Count Four of the complaint alleges a civil violation of RICO. In substance, the plaintiffs allege that Perez Sandoval, SFC, inversiones, and the three New York corporations committed various predicate racketeering acts designed to loot SFC, thereby "substantially impairing" SFC's "ability to operate as a going concern," and rendered SFC "unable to repay LEB on a timely basis." See Comp. paras. 22-29, 33. Perez Sandoval acted to keep SFC's creditors from pursuing "legal remedies against him while he continued the process of looting SFC." Id. at para. 31. He made multiple fraudulent misrepresentations that "induced LEB to forgo recourse to judicial remedies necessary to insure timely repayment of its loans to" SFC. See id. at paras. 30-32. Plaintiffs claim to be injured financially by this conduct because SFC is unable to pay its creditors, including the syndicate. See Comp. para. 61.
The defendants assert that the plaintiffs lack standing to assert the RICO claim, relying on Rand v. Anaconda-Ericsson, Inc., 794 F.2d 843, 849 (2d Cir.), cert. denied, 479 U.S. 987, 107 S.Ct. 579, 93 L.Ed. 2d 582 (1986). Rand involved a suit by shareholders of a corporation injured by racketeering activity. See 794 F.2d at 844. The Second Circuit held that the shareholders had no standing to assert such derivative claims. See id. at 849.

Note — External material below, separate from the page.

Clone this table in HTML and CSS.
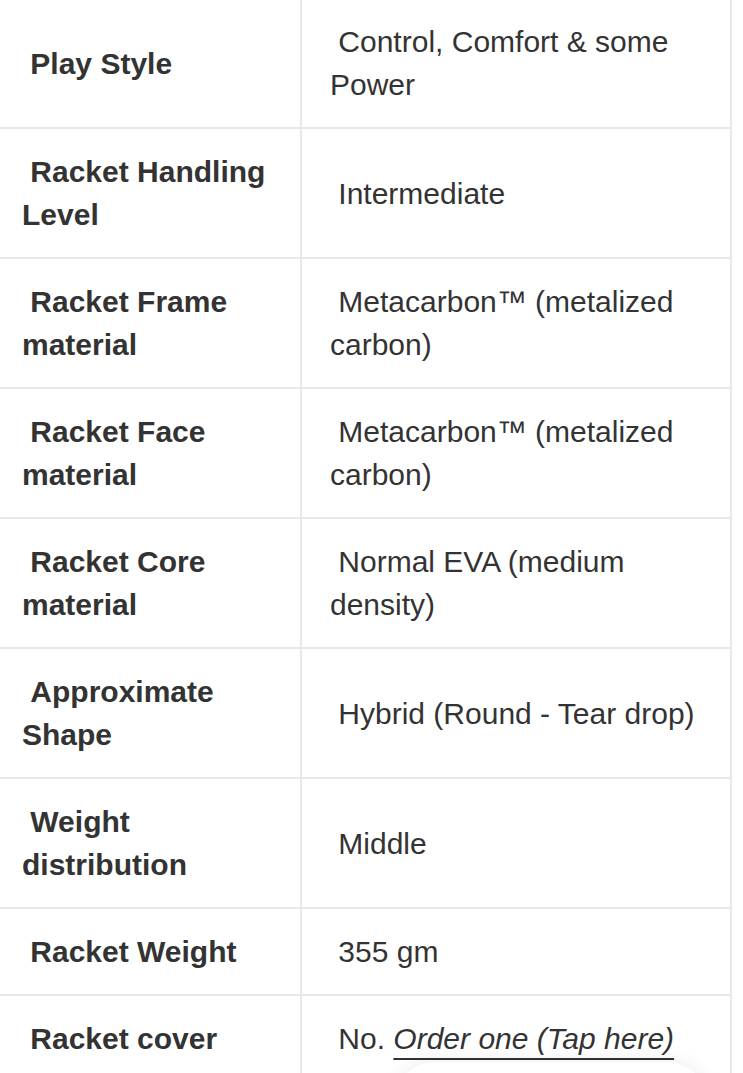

The plaintiffs in this action, however, are creditors of the injured corporation, not shareholders. The Second Circuit has recently distinguished Rand on this very ground. In Bankers Trust Co. v. Rhoades, 859 F.2d 1096 (2d Cir.1988), a creditor alleged that it was induced to accept a bankrupt debtor's plan of arrangement under which it received "only 17.5% of its allowed claim" after the individuals owning the corporate debtor "fraudulently concealed from the debtor's creditors a major asset." See id. at 1098. The creditor alleged that if it had "known of the fraudulent transfer of the asset, it never would have consented to the reorganization plan." Id. at 1099. The debtor was involved in bankruptcy proceedings that continued through the date of the Second Circuit's decision. See id. at 1099.